- Pakistan, IMF fail to reach staff-level agreement despite week’s talks.
- Fund emphasises abolition of subsidies on petroleum products.
- The IMF appreciates Pakistan’s step to increase policy to 13.75%.
DOHA: The International Monetary Fund (IMF) late Wednesday delayed the revival of the stalled $6-billion programme under the External Financing Facility (EFF) for Pakistan.
The revival was expected to bring stability to the financial markets, the fast-weakening Pakistani rupee, and the depleting foreign exchange reserves, as the government had pinned hopes on the programme’s resumption.
Pakistan failed to convince the IMF, as both sides could not reach a staff-level agreement despite week-long negotiations in Doha, Qatar, from May 18-25.
The Fund, in a statement, has emphasised the abolition of subsidies on petroleum products and electricity, among other conditions, as a prerequisite for the programme’s revival.
Following the conclusion of the talks, IMF Mission Chief for Pakistan, Nathan Porter, said the Fund held constructive discussions with the Pakistani officials, which aimed at reaching an agreement on policies and reforms.

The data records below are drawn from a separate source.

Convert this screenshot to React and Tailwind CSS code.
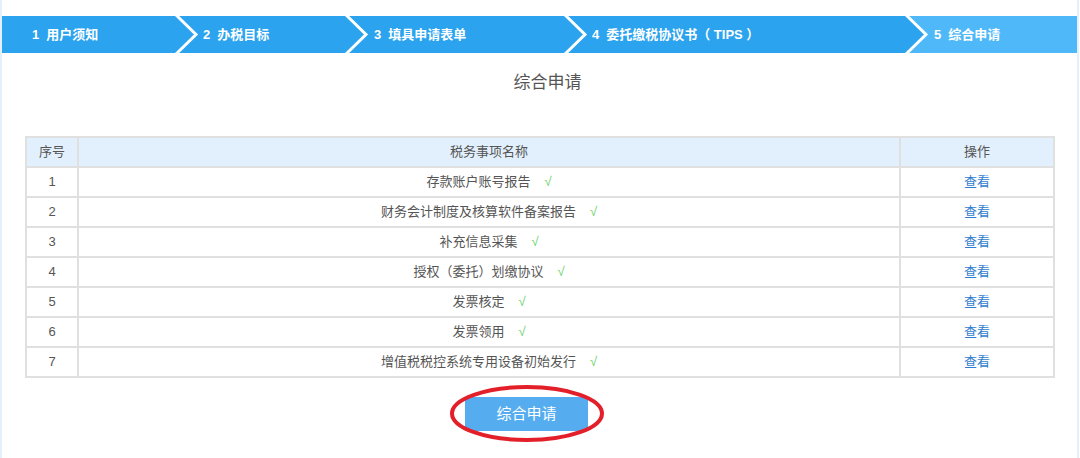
import React from 'react';

const steps = [
  { n: '1', label: '用户须知', w: 'w-[173px]', pl: 'pl-[30px]' },
  { n: '2', label: '办税目标', w: 'w-[144px]', pl: 'pl-[2px]' },
  { n: '3', label: '填具申请表单', w: 'w-[193px]', pl: 'pl-[3px]' },
  { n: '4', label: '委托缴税协议书（ TIPS ）', w: 'w-[315px]', pl: 'pl-[2px]' },
];

const items = [
  '存款账户账号报告',
  '财务会计制度及核算软件备案报告',
  '补充信息采集',
  '授权（委托）划缴协议',
  '发票核定',
  '发票领用',
  '增值税税控系统专用设备初始发行',
];

// 步骤之间的白色折线
const Chevron = ({ lightRight }) => (
  <svg width="26" height="37" viewBox="0 0 26 37" className="shrink-0 block">
    {lightRight && <polygon points="1,0 21,18.5 1,37 26,37 26,0" fill="#4fb8f9" />}
    <polyline points="0,-2 21,18.5 0,39" fill="none" stroke="#ffffff" strokeWidth="3" />
  </svg>
);

const StepText = ({ n, label }) => (
  <span className="flex items-center gap-[7px] text-[13px] font-bold text-white whitespace-nowrap">
    <span>{n}</span>
    <span>{label}</span>
  </span>
);

export default function App() {
  return (
    <div
      className="w-[1080px] h-[458px] bg-white overflow-hidden"
      style={{ fontFamily: '"Liberation Sans", "Noto Sans CJK SC", sans-serif' }}
    >
      <div className="w-[1079px] h-full border-x-2 border-[#e4f0fb] pt-[16px]">
        {/* 步骤条 */}
        <div className="flex h-[37px] bg-[#2ba3ee]">
          {steps.map((s, i) => (
            <React.Fragment key={s.n}>
              <div className={`${s.w} ${s.pl} shrink-0 flex items-center`}>
                <StepText n={s.n} label={s.label} />
              </div>
              <Chevron lightRight={i === steps.length - 1} />
            </React.Fragment>
          ))}
          <div className="flex-1 flex items-center pl-[3px] bg-[#4fb8f9]">
            <StepText n="5" label="综合申请" />
          </div>
        </div>

        {/* 标题 */}
        <div className="mt-[18px] text-center text-[17px] leading-[24px] text-[#555] pl-[16px]">综合申请</div>

        {/* 表格 */}
        <table className="mt-[41px] ml-[23px] w-[1030px] border-collapse text-[13px] text-[#555]">
          <thead>
            <tr className="bg-[#e2f0fd]">
              <th className="w-[52px] h-[30px] border-2 border-[#e0e0e0] font-normal p-0">序号</th>
              <th className="h-[30px] border-2 border-[#e0e0e0] font-normal p-0">税务事项名称</th>
              <th className="w-[154px] h-[30px] border-2 border-[#e0e0e0] font-normal p-0">操作</th>
            </tr>
          </thead>
          <tbody>
            {items.map((name, i) => (
              <tr key={name}>
                <td className="h-[30px] border-2 border-[#e0e0e0] text-center p-0">{i + 1}</td>
                <td className="h-[30px] border-2 border-[#e0e0e0] text-center p-0">
                  {name}
                  <span className="ml-[14px] text-[#66d266]">√</span>
                </td>
                <td className="h-[30px] border-2 border-[#e0e0e0] text-center p-0">
                  <a className="text-[#2f7dcf] cursor-pointer">查看</a>
                </td>
              </tr>
            ))}
          </tbody>
        </table>

        {/* 按钮 */}
        <div className="mt-[19px] flex justify-center pr-[26px]">
          <div className="relative">
            <button className="w-[123px] h-[34px] bg-[#55adf0] text-white text-[15px]">综合申请</button>
            <svg
              width="154"
              height="57"
              viewBox="0 0 154 57"
              className="absolute left-[-15px] top-[-12px] pointer-events-none"
            >
              <ellipse cx="77" cy="28.5" rx="75" ry="26.5" fill="none" stroke="#e3202a" strokeWidth="4" />
            </svg>
          </div>
        </div>
      </div>
    </div>
  );
}
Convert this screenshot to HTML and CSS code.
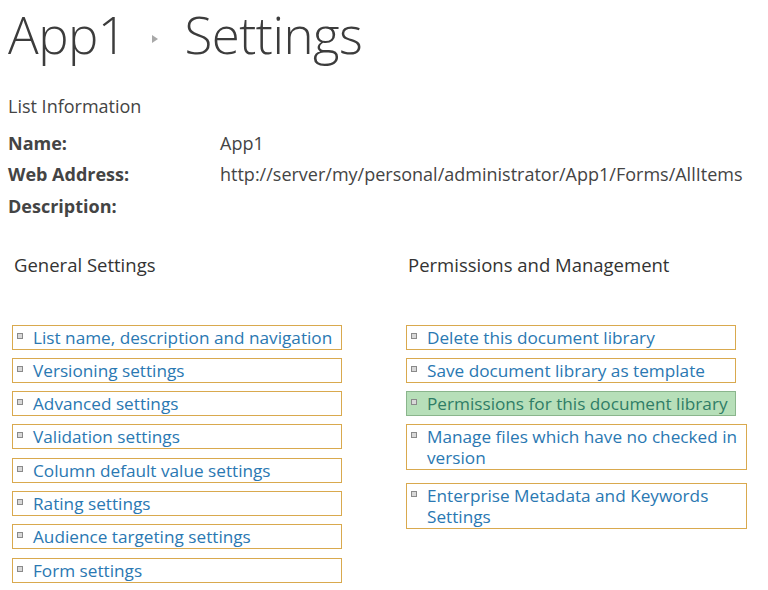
FILE: index.html
```html
<!DOCTYPE html>
<html lang="en">
<head>
    <meta charset="UTF-8">
    <title>App1 - Settings</title>
    <link rel="stylesheet" href="styles.css">
</head>
<body>
    <h1 class="page-title">
        <span>App1</span>
        <span class="crumb-arrow"></span>
        <span>Settings</span>
    </h1>

    <div class="list-info">
        <div class="info-heading">List Information</div>
        <div class="info-grid">
            <div class="info-label">Name:</div>
            <div class="info-value">App1</div>
            <div class="info-label">Web Address:</div>
            <div class="info-value">http://server/my/personal/administrator/App1/Forms/AllItems</div>
            <div class="info-label">Description:</div>
            <div class="info-value"></div>
        </div>
    </div>

    <div class="settings">
        <div class="settings-col">
            <h3 class="col-title">General Settings</h3>
            <ul class="link-list">
                <li><a href="#">List name, description and navigation</a></li>
                <li><a href="#">Versioning settings</a></li>
                <li><a href="#">Advanced settings</a></li>
                <li><a href="#">Validation settings</a></li>
                <li><a href="#">Column default value settings</a></li>
                <li><a href="#">Rating settings</a></li>
                <li><a href="#">Audience targeting settings</a></li>
                <li><a href="#">Form settings</a></li>
            </ul>
        </div>
        <div class="settings-col">
            <h3 class="col-title">Permissions and Management</h3>
            <ul class="link-list">
                <li><a href="#">Delete this document library</a></li>
                <li><a href="#">Save document library as template</a></li>
                <li class="selected"><a href="#">Permissions for this document library</a></li>
                <li class="wide"><a href="#">Manage files which have no checked in version</a></li>
                <li class="wide"><a href="#">Enterprise Metadata and Keywords Settings</a></li>
            </ul>
        </div>
    </div>
</body>
</html>
```

FILE: styles.css
```css
body {
    margin: 0;
    padding: 0 0 0 8px;
    background: #ffffff;
    color: #444444;
    font-family: 'Open Sans', 'Noto Sans', sans-serif;
    font-size: 18px;
}

.page-title {
    display: flex;
    align-items: center;
    gap: 26px;
    margin: 0;
    font-size: 51px;
    font-weight: 300;
    line-height: 68px;
    color: #3c3c3c;
    letter-spacing: -0.5px;
}

.crumb-arrow {
    width: 0;
    height: 0;
    margin-top: 10px;
    border-left: 6px solid #a8a8a8;
    border-top: 4px solid transparent;
    border-bottom: 4px solid transparent;
}

.list-info {
    margin-top: 26px;
}

.info-heading {
    line-height: 24px;
    margin-bottom: 9px;
}

.info-grid {
    display: grid;
    grid-template-columns: 212px auto;
    grid-auto-rows: 31.5px;
    align-items: center;
}

.info-label {
    font-weight: 700;
    color: #444444;
}

.info-value {
    color: #444444;
}

.settings {
    display: flex;
    margin-top: 31px;
    padding-left: 4px;
}

.settings-col {
    flex: 0 0 394px;
}

.col-title {
    margin: 0 0 48px 2px;
    font-size: 18.5px;
    font-weight: 400;
    line-height: 24px;
    color: #333333;
}

.link-list {
    list-style: none;
    margin: 0;
    padding: 0;
    display: flex;
    flex-direction: column;
    gap: 8.3px;
}

.link-list li {
    position: relative;
    width: 330px;
    box-sizing: border-box;
    border: 1px solid #d9a94e;
    padding: 1px 6px 1px 20px;
    font-size: 17.2px;
    line-height: 21px;
    background: #ffffff;
}

.link-list li::before {
    content: "";
    position: absolute;
    left: 4px;
    top: 7px;
    width: 4px;
    height: 4px;
    border: 1px solid #8a8a8a;
    background: #d8d8d8;
}

.link-list li.wide {
    width: 341px;
    margin-bottom: 4px;
}

.link-list li.selected {
    background: #b7dfb9;
    border-color: #8ab58c;
}

.link-list a {
    color: #2a78b2;
    text-decoration: none;
}

.link-list li.selected a {
    color: #2f7d66;
}
```
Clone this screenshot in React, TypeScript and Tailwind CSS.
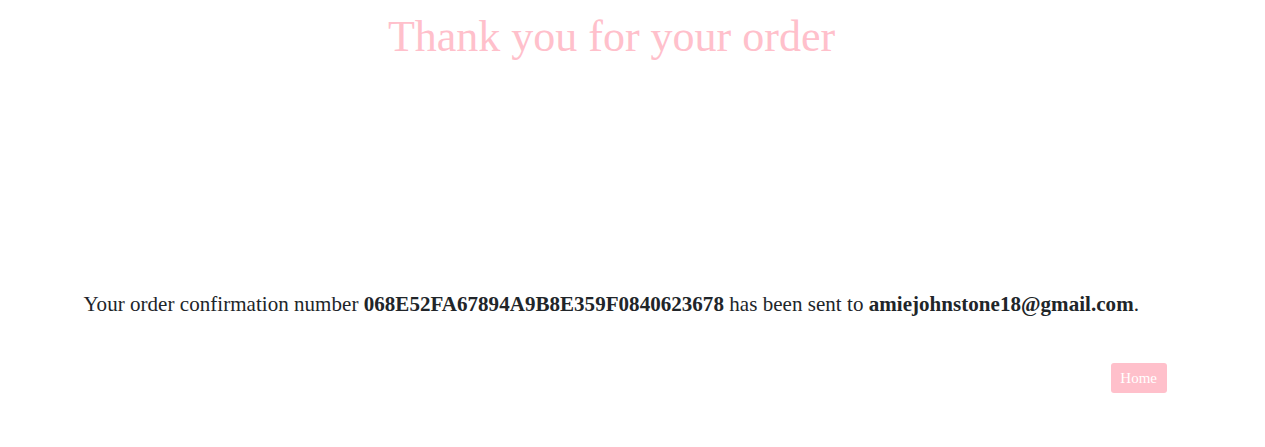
export default function App() {
    return <div className="w-full min-h-[447px] bg-white text-[#212529]" style={{ fontFamily: '"Liberation Serif", serif' }}>
        <div className="max-w-[1140px] mx-auto px-[15px]">
            <div className="pr-[42px] pt-[9px]">
                <h1 className="text-center text-[pink] text-[44px] leading-[56px] font-normal">Thank you for your order</h1>
            </div>
            <p className="mt-[224px] pl-[6px] text-[21px] leading-[30px] tracking-[0.04px]">
                Your order confirmation number <b>068E52FA67894A9B8E359F0840623678</b> has been sent to <b>amiejohnstone18@gmail.com</b>.
            </p>
            <div className="flex justify-end pr-[21px] mt-[44px]">
                <button className="bg-[pink] text-white text-[15px] leading-[22px] px-[9.5px] py-[4px] rounded-[3px]">Home</button>
            </div>
        </div>
    </div>
}
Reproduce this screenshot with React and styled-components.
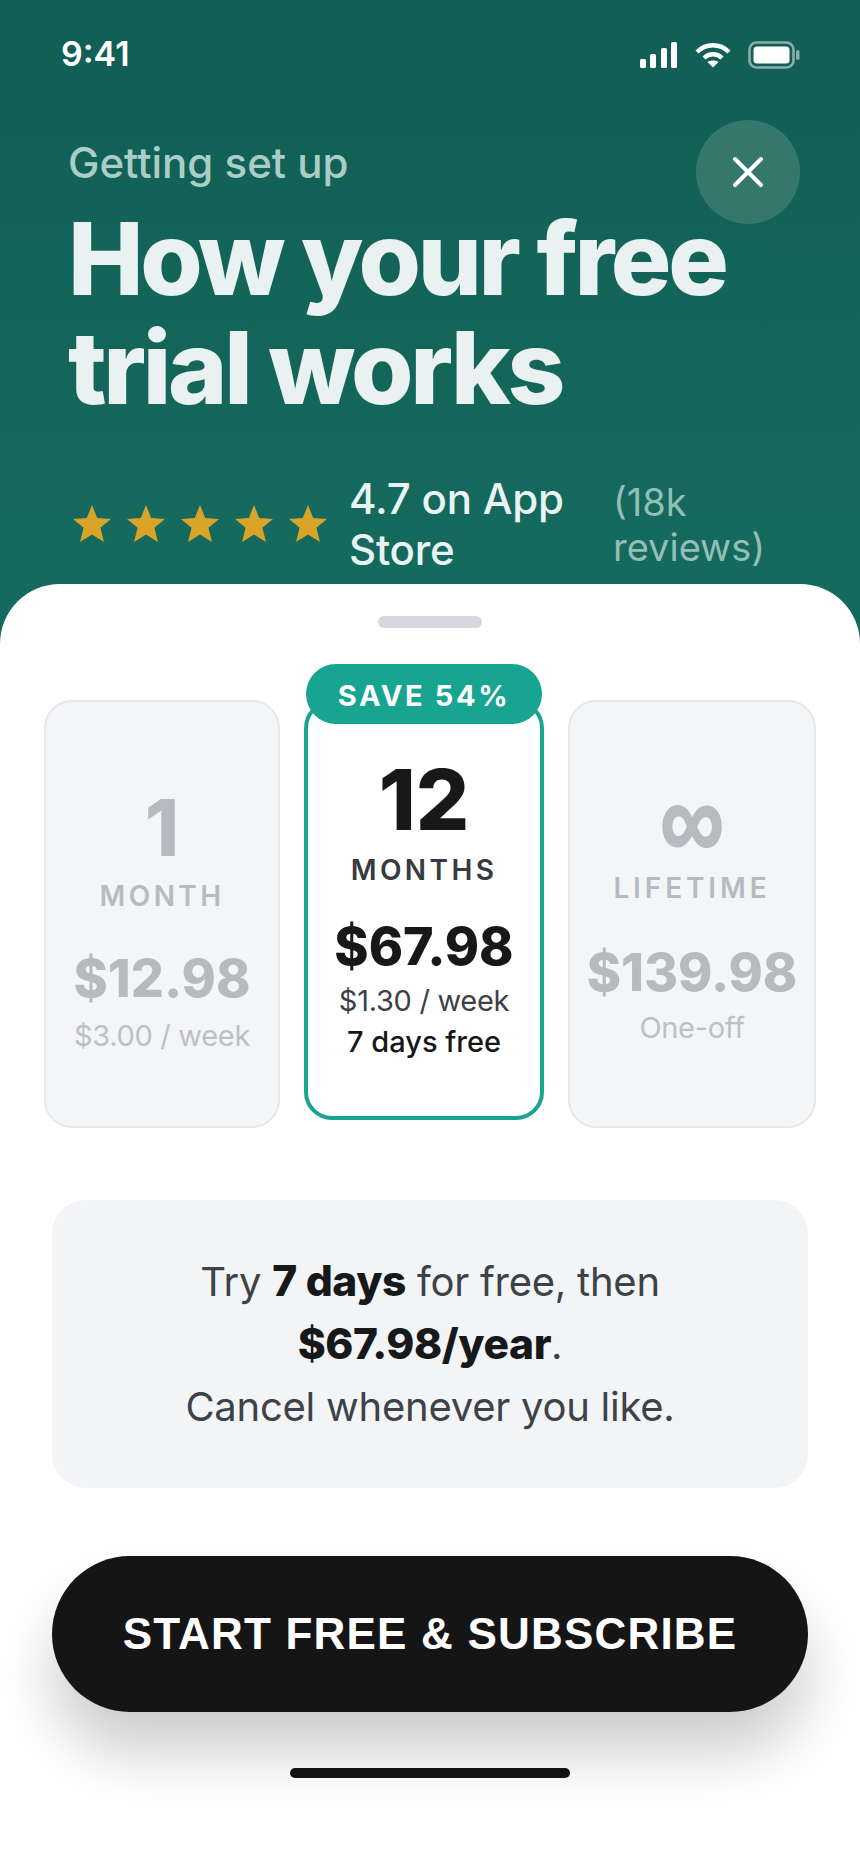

“Mission has held highly-constructive discussions with Pakistani authorities aimed at reaching an agreement on policies and reforms that would lead to the conclusion of the pending seventh review of the authorities’ reform programme, which is supported by an IMF Extended Fund Facility arrangement.”
The PSX and the rupee have both come under pressure over the past week as the government has failed to take decisive economic decisions, most prominent among which is a reversal of fuel subsidies.
Analysts and experts have linked the economic pressure to uncertainty over the continuation of the IMF loan programme coupled with a rising oil import bill and widening trade deficit.